LaSalle Grange revival
Jack and Catherine Stephens look around the new LaSalle Grange Theatre and marvel at the many small miracles that came together to make their dream come true.
One could say it took a village to transform the 1940s-era LaSalle Grange Hall — a building that was languishing for lack of use — into an intimate setting that includes a recording studio and 75-seat theater upstairs and a vintage gift shop in the basement.
Throughout the revival of the old building along U.S. 2 near Columbia Falls, a variety of rare and what would normally be difficult-to-find items “showed up just when we needed them to be here,” Jack said.
The stage curtains, for example, were bought for a song through a Cal Poly University auction. The cushioned seats are restored movie-theater chairs from the defunct Gateway Cinema.
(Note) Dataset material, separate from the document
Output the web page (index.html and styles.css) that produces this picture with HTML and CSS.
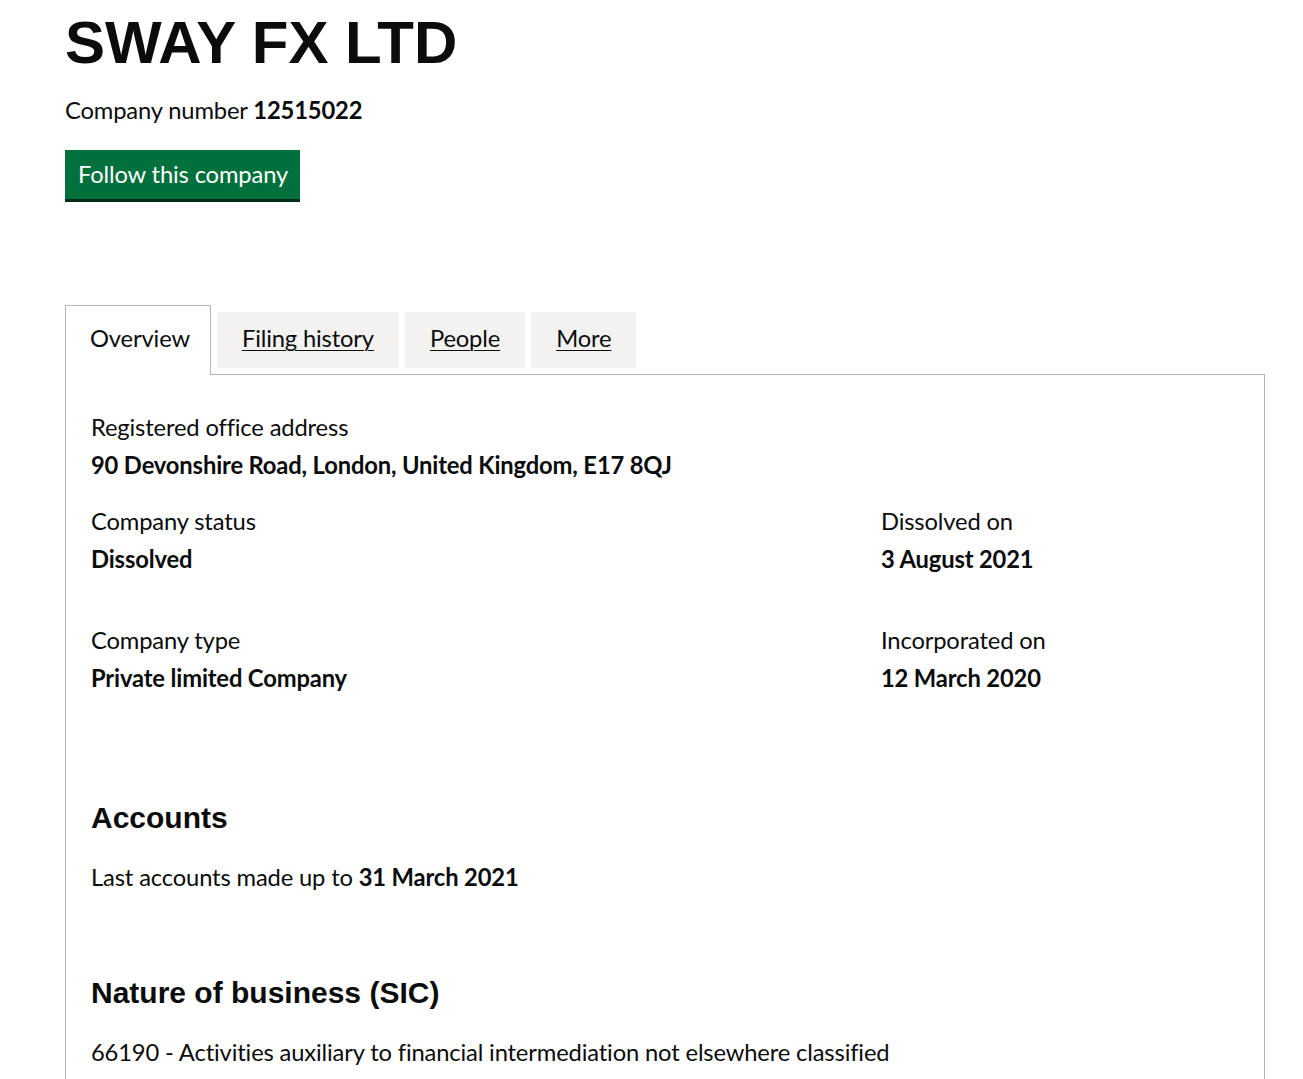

People — they call them “grangels” — appeared one by one at precisely the right time, the couple noted, helping facilitate their purchase of the grange hall, or providing building materials, musical instruments and their time and support.
The musical instruments assembled on stage are a treasure trove — a Wurlitzer “Wurly” piano, Fender Rhodes keyboard, Hammond C3, A100 and M3 organs, and a Leslie 122 Cabinet. Jack said he wanted a marriage of vintage and high-tech equipment, to give performers the best of both worlds. To that end he also has installed a state-of-the-art sound and lighting system.
LaSalle Grange Theatre will hold its first public venue on Saturday featuring Zino & the Bel Aires. They envision the restored grange hall being used for a variety of performances — music, theater, classic movies, Christmas concerts and special presentations.
Jack, a songwriter with Southern roots who spent 26 years in Nashville, said he’s already used the facility to record an album of hymns performed by a cellist and pianist.
“The acoustics are phenomenal,” he said. “This place is really built well.”
LaSalle Grange is one of a few remaining grange halls in the Flathead that harken back to the early 1900s. The National Grange was founded 150 years ago to bring farmers together to learn modern farming methods at a time when it wasn’t easy to disseminate information. Over time many grange halls morphed into community centers where neighborhoods still come together in some areas to hold events and orchestrate volunteer projects, from cleaning roadside ditches to raising money for scholarships.
The Stephenses bought LaSalle Grange four years ago through a set of serendipitous circumstances that led them to believe they were destined to get the building. Jack has worked on the renovations off and on, spending the past six months at full bore getting it ready for prime time.
Part of the building’s transformation involved removing the dropped ceiling to reveal the arched wooden ceiling, and insulating the walls.
Jack said he’d like to use his knowledge of the music business to help aspiring songwriters.
“I still write songs and help other songwriters,” he said. “Musicians want to be heard.”
Added Catherine, “He wants to make a difference.”
One of Jack’s plans for the place is to organize a gospel choir that would perform at the new venue. As he pauses to envision LaSalle Grange Theatre’s place in the Flathead arts scene, he puts it this way: “This will be somewhere between a bar and a church.”
Jack’s gospel roots have wound their way into his heart and soul in a big way. His father was a Southern Baptist minister who moved the family to Eastern Kentucky during Jack’s formative years.
“I grew up with that gospel thing — that root,” he said. “Dad was Southern Baptist in a dry county.”
The intimate feel of those small Southern churches always stayed with Jack. In fact, before LaSalle Grange came into his life, he harbored the notion of one day transforming a church into a performance hall.
The theater bug bit Jack when he was 18.
“My mom said ‘go see a play,’ so I saw ‘Brigadoon,’ and I said forget football,” he recalled.
He decided to study speech and theater at the University of the Cumberlands in Kentucky. He was drawn to the intimacy of the school’s small theater.
It wasn’t long before he was writing songs that were good enough for someone to tell him, “You need to move to Nashville.” So he did and spent 26 years there, writing songs that were published by big-name music publishing companies such as ATV Music, Sony and BMG.
Jack eventually moved to California for a change of pace and started working in construction. That’s where he met and married Catherine, an accountant by trade. Catherine was the Flathead Valley connection. While she was growing up, her family vacationed every summer at Flathead Lake Lodge in Bigfork.
The couple relocated to the Flathead six years ago. At some point during the restoration of LaSalle Grange, they accumulated more building materials and décor than they needed, so the excess has become “The Grange Shop,” displayed in the lower level. It’s an assortment of vintage and antique décor, with jewelry and other personal items worked into the eclectic mix. Jack likes to say the shop offers everything “from lingerie to door knobs.”
The lower level has a green room for performers to use when they’re not on stage, but it’s decked out with gift items as well.
Right now the gift shop is open from 10 a.m. to 6 p.m. Saturday and Sunday, or if the “open” sign is posted outside.